We're f**ked:
What a phrase. All the promise of a romance language with an abrupt Anglo/Saxon (emphasis on the Saxon) finish, a kiss followed by a good hard blow to the jaw. It's so utterly American, this phrase -- not only phonetically but in meaning and intent and purpose, all pretense stripped away with little, if any, room for argument, much less irony or reserve; a statement as flat as Kansas and as blunt as a cabbie in traffic on Manhattan's Lower East Side.
It's got two specific meanings, this remark, this term. It connotes not only a state of being, but a state of mind as well. For both the announcement's utility is an asset, a declaration no different than, say, "It's raining" or "We're crying", probably more than a bit of both.

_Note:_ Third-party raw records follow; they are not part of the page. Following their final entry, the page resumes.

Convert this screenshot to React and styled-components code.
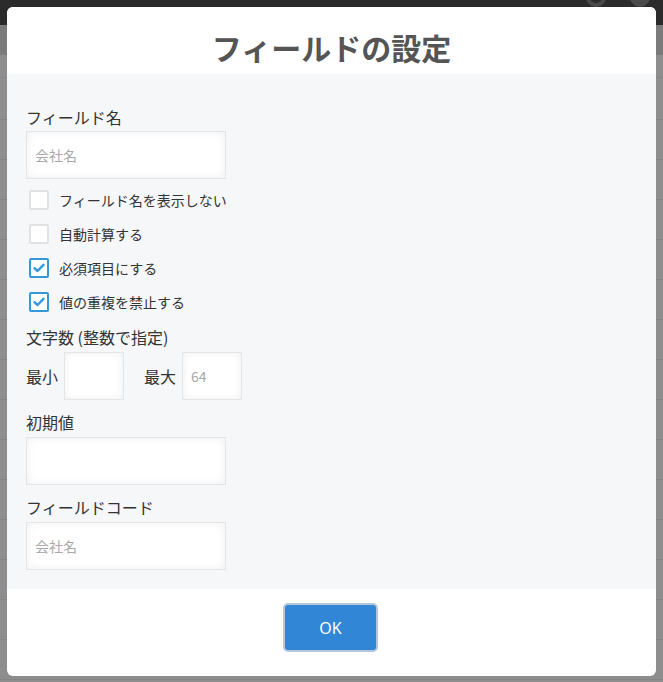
import React from 'react';
import styled, { createGlobalStyle } from 'styled-components';

const GlobalStyle = createGlobalStyle`
  html, body {
    margin: 0;
    padding: 0;
  }
  body {
    font-family: "Noto Sans CJK JP", "Noto Sans", sans-serif;
    background-color: #8e8e8e;
    background-image:
      linear-gradient(#2b2b2b, #2b2b2b),
      linear-gradient(#7b7b7b, #7b7b7b),
      repeating-linear-gradient(
        to bottom,
        transparent 0,
        transparent 39px,
        #858585 39px,
        #858585 40px
      );
    background-size: 100% 25px, 100% 30px, 100% 100%;
    background-position: 0 0, 0 25px, 0 80px;
    background-repeat: no-repeat, no-repeat, repeat;
    min-height: 682px;
  }
`;

const Backdrop = styled.div`
  position: relative;
  padding: 7px;
  height: 682px;
  box-sizing: border-box;
`;

const TopIcons = styled.div`
  position: absolute;
  top: -14px;
  right: 12px;
  display: flex;
  gap: 22px;
  color: #4a4a4a;
`;

const Modal = styled.div`
  position: relative;
  width: 649px;
  height: 669px;
  display: flex;
  flex-direction: column;
  background: #fff;
  border-radius: 6px;
  overflow: hidden;
`;

const Header = styled.div`
  height: 67px;
  display: flex;
  align-items: center;
  justify-content: center;
  background: #fff;
`;

const Title = styled.h1`
  margin: 0;
  padding-top: 12px;
  font-size: 30px;
  font-weight: 700;
  color: #555;
  letter-spacing: 0;
`;

const Body = styled.div`
  flex: 1;
  background: #f6f7f9;
  padding: 31px 19px 19px;
  display: flex;
  flex-direction: column;
`;

const Label = styled.div`
  font-size: 16px;
  line-height: 24px;
  color: #333;
  margin-bottom: ${(p) => p.gap || 2}px;
`;

const Input = styled.input`
  box-sizing: border-box;
  width: ${(p) => p.width || 200}px;
  height: 48px;
  border: 1px solid #e3e5e7;
  background: #fff;
  box-shadow: inset 0 0 8px rgba(0, 0, 0, 0.07);
  padding: 0 8px;
  font-family: inherit;
  font-size: 14px;
  color: #333;
  outline: none;
  &::placeholder {
    color: #a8a8a8;
  }
`;

const Group = styled.div`
  display: flex;
  flex-direction: column;
  align-items: flex-start;
  margin-top: ${(p) => p.top || 0}px;
`;

const CheckList = styled.div`
  display: flex;
  flex-direction: column;
  margin-top: 4px;
`;

const CheckRow = styled.label`
  display: flex;
  align-items: center;
  height: 34px;
  padding-left: 3px;
  gap: 10px;
  font-size: 14px;
  color: #333;
`;

const Box = styled.span`
  box-sizing: border-box;
  width: 20px;
  height: 20px;
  border: 2px solid ${(p) => (p.checked ? '#3498db' : '#e2e2e2')};
  border-radius: 2px;
  background: #fff;
  display: flex;
  align-items: center;
  justify-content: center;
`;

const RangeRow = styled.div`
  display: flex;
  align-items: center;
`;

const RangeLabel = styled.span`
  font-size: 16px;
  color: #333;
  margin-right: 6px;
  margin-left: ${(p) => p.left || 0}px;
`;

const Footer = styled.div`
  height: 87px;
  display: flex;
  justify-content: center;
  padding-top: 14px;
  box-sizing: border-box;
`;

const OkButton = styled.button`
  width: 95px;
  height: 49px;
  margin-left: -2px;
  background: #3286d6;
  border: 2px solid #b3c8dc;
  border-radius: 5px;
  color: #fff;
  font-family: "Noto Sans", sans-serif;
  font-size: 16px;
  cursor: pointer;
`;

const Check = ({ checked, children }) => (
  <CheckRow>
    <Box checked={checked}>
      {checked && (
        <svg width="12" height="10" viewBox="0 0 12 10">
          <path d="M1.5 5.2 L4.5 8 L10.5 1.8" fill="none" stroke="#3498db" strokeWidth="2.4" strokeLinecap="round" strokeLinejoin="round" />
        </svg>
      )}
    </Box>
    {children}
  </CheckRow>
);

const App = () => (
  <>
    <GlobalStyle />
    <Backdrop>
      <TopIcons>
        <svg width="22" height="22" viewBox="0 0 22 22">
          <circle cx="11" cy="11" r="8" fill="none" stroke="currentColor" strokeWidth="4" />
        </svg>
        <svg width="22" height="22" viewBox="0 0 22 22">
          <circle cx="11" cy="11" r="10" fill="currentColor" />
        </svg>
      </TopIcons>
      <Modal>
        <Header>
          <Title>フィールドの設定</Title>
        </Header>
        <Body>
          <Group>
            <Label>フィールド名</Label>
            <Input placeholder="会社名" />
          </Group>
          <CheckList>
            <Check>フィールド名を表示しない</Check>
            <Check>自動計算する</Check>
            <Check checked>必須項目にする</Check>
            <Check checked>値の重複を禁止する</Check>
          </CheckList>
          <Group top={6}>
            <Label gap={3}>文字数 (整数で指定)</Label>
            <RangeRow>
              <RangeLabel>最小</RangeLabel>
              <Input width={60} />
              <RangeLabel left={20}>最大</RangeLabel>
              <Input width={60} placeholder="64" />
            </RangeRow>
          </Group>
          <Group top={10}>
            <Label gap={3}>初期値</Label>
            <Input />
          </Group>
          <Group top={10}>
            <Label gap={3}>フィールドコード</Label>
            <Input placeholder="会社名" />
          </Group>
        </Body>
        <Footer>
          <OkButton>OK</OkButton>
        </Footer>
      </Modal>
    </Backdrop>
  </>
);

export default App;
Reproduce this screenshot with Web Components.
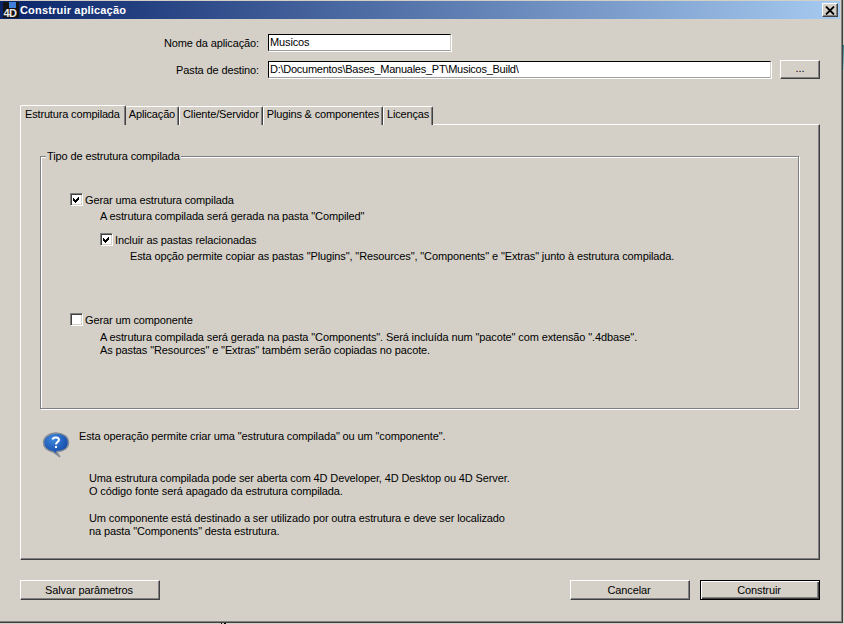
<!doctype html>
<html>
<head>
<meta charset="utf-8">
<style>
  html, body { margin: 0; padding: 0; }
  html {
    background-color: #d4d0c8;
    background-image: linear-gradient(#2f7f86, #a9cfcf), linear-gradient(#000, #000), linear-gradient(#000, #000);
    background-repeat: no-repeat;
    background-size: 1px 25px, 1px 1px, 2px 1px;
    background-position: 843px 45px, 221px 623px, 224px 623px;
  }
  body { font: 11px "Liberation Sans", Arial, sans-serif; letter-spacing: -0.12px; color: #000; }
</style>
</head>
<body>
<template id="btn-tpl">
  <style>
    :host { display: block; box-sizing: border-box; height: 20px; padding-right: 2px; background: #d4d0c8; border: 1px solid; border-color: #fff #404040 #404040 #fff; box-shadow: inset -1px -1px 0 #808080; text-align: center; line-height: 18px; font-size: 11px; }
    :host([default]) { border: 1px solid #000; box-shadow: inset 1px 1px 0 #fff, inset -1px -1px 0 #404040, inset -2px -2px 0 #808080; }
  </style>
  <slot></slot>
</template>

<template id="field-tpl">
  <style>
    :host { display: grid; grid-template-columns: 239px 1fr; column-gap: 9px; align-items: center; height: 17px; }
    .label { text-align: right; }
    .box { box-sizing: border-box; height: 17px; background: #fff; border: 1px solid; border-color: #000 #d4d0c8 #a0a0a0 #000; padding-left: 1px; line-height: 15px; white-space: nowrap; overflow: hidden; box-shadow: 1px 1px 0 #fff; }
  </style>
  <div class="label"><slot name="label"></slot></div>
  <div class="box" part="box"><slot></slot></div>
</template>

<template id="tabs-tpl">
  <style>
    :host { display: flex; align-items: flex-end; height: 21px; padding-left: 2px; box-sizing: border-box; margin-bottom: -1px; position: relative; z-index: 1; letter-spacing: -0.16px; }
  </style>
  <slot></slot>
</template>

<template id="tab-tpl">
  <style>
    :host { display: block; box-sizing: border-box; height: 19px; line-height: 14px; padding: 0 3px; background: #d4d0c8; border-top: 1px solid #fff; border-left: 1px solid #fff; border-right: 1px solid #404040; box-shadow: inset -1px 0 0 #808080; border-radius: 2px 2px 0 0; white-space: nowrap; }
    :host([active]) { height: 20px; line-height: 17px; padding: 0 5px 0 4px; margin-left: -2px; margin-right: -1px; position: relative; z-index: 2; }
  </style>
  <slot></slot>
</template>

<template id="check-tpl">
  <style>
    :host { display: flex; align-items: center; gap: 2px; height: 13px; }
    .box { box-sizing: border-box; width: 13px; height: 13px; background: #fff; border: 1px solid; border-color: #808080 #fff #fff #808080; box-shadow: inset 1px 1px 0 #404040, inset -1px -1px 0 #d4d0c8; flex: none; display: flex; }
    svg { display: block; margin: 1px; }
    :host(:not([checked])) svg { display: none; }
  </style>
  <div class="box"><svg width="9" height="9" viewBox="0 0 9 9"><path d="M1 3h1v1h1v1h1v-1h1v-1h1v-1h1v3h-1v1h-1v1h-1v1h-1v-1h-1v-1h-1z" fill="#000"/></svg></div>
  <div><slot></slot></div>
</template>

<template id="window-tpl">
  <style>
    :host { display: block; box-sizing: border-box; width: 843px; height: 623px; padding-top: 1px; overflow: hidden; border-right: 1px solid #404040; border-bottom: 1px solid #404040; box-shadow: inset -1px -1px 0 #808080; background: #d4d0c8; }
    .title { display: flex; align-items: center; height: 18px; margin-right: 2px; background: linear-gradient(90deg, #0a246a, #a6caf0); color: #fff; font-weight: bold; font-size: 11px; letter-spacing: 0.18px; gap: 1px; padding: 0 0 0 3px; }
    .title span { flex: 1; }
    .close { box-sizing: border-box; width: 16px; height: 14px; background: #d4d0c8; border: 1px solid; border-color: #fff #404040 #404040 #fff; box-shadow: inset -1px -1px 0 #808080; display: flex; align-items: center; justify-content: center; margin-right: 2px; }
    .body { padding: 15px 22px 0 20px; }
  </style>
  <div class="title">
    <svg width="16" height="16" viewBox="0 0 16 16">
      <rect width="16" height="16" fill="#141414"/>
      <rect x="6" y="0" width="7" height="6" fill="#3f7fd8"/>
      <text x="0.500" y="14.500" font-family="Liberation Sans" font-weight="bold" font-size="11" letter-spacing="-0.5" fill="#e8e8e8">4D</text>
    </svg>
    <span><slot name="title"></slot></span>
    <div class="close"><svg width="10" height="9" viewBox="0 0 10 9"><path d="M1 0.500L9 8.500M9 0.500L1 8.500" stroke="#000" stroke-width="1.800" fill="none"/></svg></div>
  </div>
  <div class="body"><slot></slot></div>
</template>

<template id="group-tpl">
  <style>
    :host { display: block; box-sizing: border-box; height: 253px; border: 1px solid #808080; box-shadow: inset 1px 1px 0 #fff, 1px 1px 0 #fff; padding: 36px 0 0 29px; position: relative; }
    .legend { position: absolute; left: 5px; top: -7px; background: #d4d0c8; padding: 0 1px; line-height: 13px; }
  </style>
  <div class="legend"><slot name="legend"></slot></div>
  <slot></slot>
</template>

<script>
  function define(tag, tplId) {
    customElements.define(tag, class extends HTMLElement {
      constructor() {
        super()
        this.attachShadow({ mode: 'open' }).appendChild(document.getElementById(tplId).content.cloneNode(true))
      }
    })
  }
  define('x-btn', 'btn-tpl')
  define('x-field', 'field-tpl')
  define('x-tabs', 'tabs-tpl')
  define('x-tab', 'tab-tpl')
  define('x-check', 'check-tpl')
  define('x-window', 'window-tpl')
  define('x-group', 'group-tpl')
</script>

<x-window>
  <span slot="title">Construir aplicação</span>
  <style>
    .t { line-height: 13px; }
  </style>
  <x-field style="width:431px"><span slot="label">Nome da aplicação:</span>Musicos</x-field>
  <div style="display:flex;gap:9px;margin-top:9px;align-items:center">
    <x-field style="width:751px"><span slot="label">Pasta de destino:</span><span style="letter-spacing:-0.26px">D:\Documentos\Bases_Manuales_PT\Musicos_Build\</span></x-field>
    <x-btn style="width:40px;height:19px;line-height:15px;padding-right:0">...</x-btn>
  </div>
  <x-tabs style="margin-top:25px">
    <x-tab active>Estrutura compilada</x-tab>
    <x-tab>Aplicação</x-tab>
    <x-tab>Cliente/Servidor</x-tab>
    <x-tab>Plugins &amp; componentes</x-tab>
    <x-tab>Licenças</x-tab>
  </x-tabs>
  <div style="box-sizing:border-box;height:436px;border:1px solid;border-color:#fff #404040 #404040 #fff;box-shadow:inset -1px -1px 0 #808080;padding:31px 20px 0 19px">
    <x-group>
      <span slot="legend">Tipo de estrutura compilada</span>
      <x-check checked>Gerar uma estrutura compilada</x-check>
      <div class="t" style="margin:4px 0 0 30px">A estrutura compilada será gerada na pasta "Compiled"</div>
      <x-check checked style="margin:10px 0 0 30px">Incluir as pastas relacionadas</x-check>
      <div class="t" style="margin:4px 0 0 60px">Esta opção permite copiar as pastas "Plugins", "Resources", "Components" e "Extras" junto à estrutura compilada.</div>
      <x-check style="margin-top:50px">Gerar um componente</x-check>
      <div class="t" style="margin:5px 0 0 30px">A estrutura compilada será gerada na pasta "Components". Será incluída num "pacote" com extensão ".4dbase".<br>As pastas "Resources" e "Extras" também serão copiadas no pacote.</div>
    </x-group>
    <div style="display:flex;margin:21px 0 0 2px">
      <svg width="28" height="28" viewBox="0 0 28 28" style="flex:none;margin-top:2px">
        <defs><radialGradient id="q" cx=".4" cy=".25" r=".8"><stop offset="0" stop-color="#3f8ae0"/><stop offset="1" stop-color="#0a3a9a"/></radialGradient></defs>
        <path d="M14 1C21 1 26.500 4.500 26.500 10.500S21 19.500 16 19.500c-1.500 0-1.500 .5-1 1l3 4.500-7-5C5 18.500 1.500 15.500 1.500 10.500S7 1 14 1z" fill="url(#q)" stroke="#8a9098" stroke-width="1.500"/>
        <path d="M10.500 7.500c.5-2.500 6-3 6.500 0 .3 2.500-3 2.500-3 5" fill="none" stroke="#fff" stroke-width="2"/><rect x="13" y="14" width="2" height="2" fill="#fff"/>
      </svg>
      <div style="margin-left:9px">
        <div class="t">Esta operação permite criar uma "estrutura compilada" ou um "componente".</div>
        <div class="t" style="margin:29px 0 0 10px">Uma estrutura compilada pode ser aberta com 4D Developer, 4D Desktop ou 4D Server.<br>O código fonte será apagado da estrutura compilada.</div>
        <div class="t" style="margin:14px 0 0 10px">Um componente está destinado a ser utilizado por outra estrutura e deve ser localizado<br>na pasta "Components" desta estrutura.</div>
      </div>
    </div>
  </div>
  <div style="display:flex;margin-top:20px;gap:10px">
    <x-btn style="width:140px;margin-right:auto">Salvar parâmetros</x-btn>
    <x-btn style="width:120px">Cancelar</x-btn>
    <x-btn default style="width:120px">Construir</x-btn>
  </div>
</x-window>
</body>
</html>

And the distinctions blur more and more with each passing day... at least in our end of town.
Life as we knew it seems distant now -- body scans, phone taps, id checks, a free market rife with rules on with whom you sleep and where you pray, the lot of it a muddy boot on the pristine white carpet of vaguely defined freedom they keep telling us we have in such surplus. However "they" have removed the drama's kabuki mask of late, rending delicate juxtapositions nothing more than sloppy martial arts moves, necks wrenched in flashes of color and light and sound -- like acupuncture performed with a power drill.
It's not all that hard to imagine other's pain. But for some such ignorance comes easily. We call them "politicians" and, more than anything else, they're a breed apart. Sure, they look like us. They talk like us. They walk like us. But there's a crucial difference.
Most of us have what is known in the West as a "conscience", this word implying some teensy-eensy-weensy niblet of concern for one's fellow man. It doesn't always work and has a tendency to rev-up in the unlikeliest of scenarios, but, usually, it's there.
Politicians however, like sociopaths and career mercenaries (probably the same thing, actually), lack the qualities of conscience -- empathy, mercy, etcetera -- at least as we understand them. Indeed, this absence marks the breed. And it presents something of a moral conundrum. What are you going to do with a senator who refuses to ratify a universally accepted nuclear disarmament arrangement until the American aristocracy get a tax break? Most moral societies would disembowel him, or at least kick him in the head. But in Washington this kind of mischief is just another menu item. Of course an icon like Colin Powell can loftily object... but we all know how quickly he caves.
Here's where "utility" comes into play. The declaration works wonders from a cause and effect standpoint -- "we're" because " we're", as it were; Attitude equals Situation. It's almost too easy to write off, really -- we're this way because we're this way. But the evidence is practically overwhelming.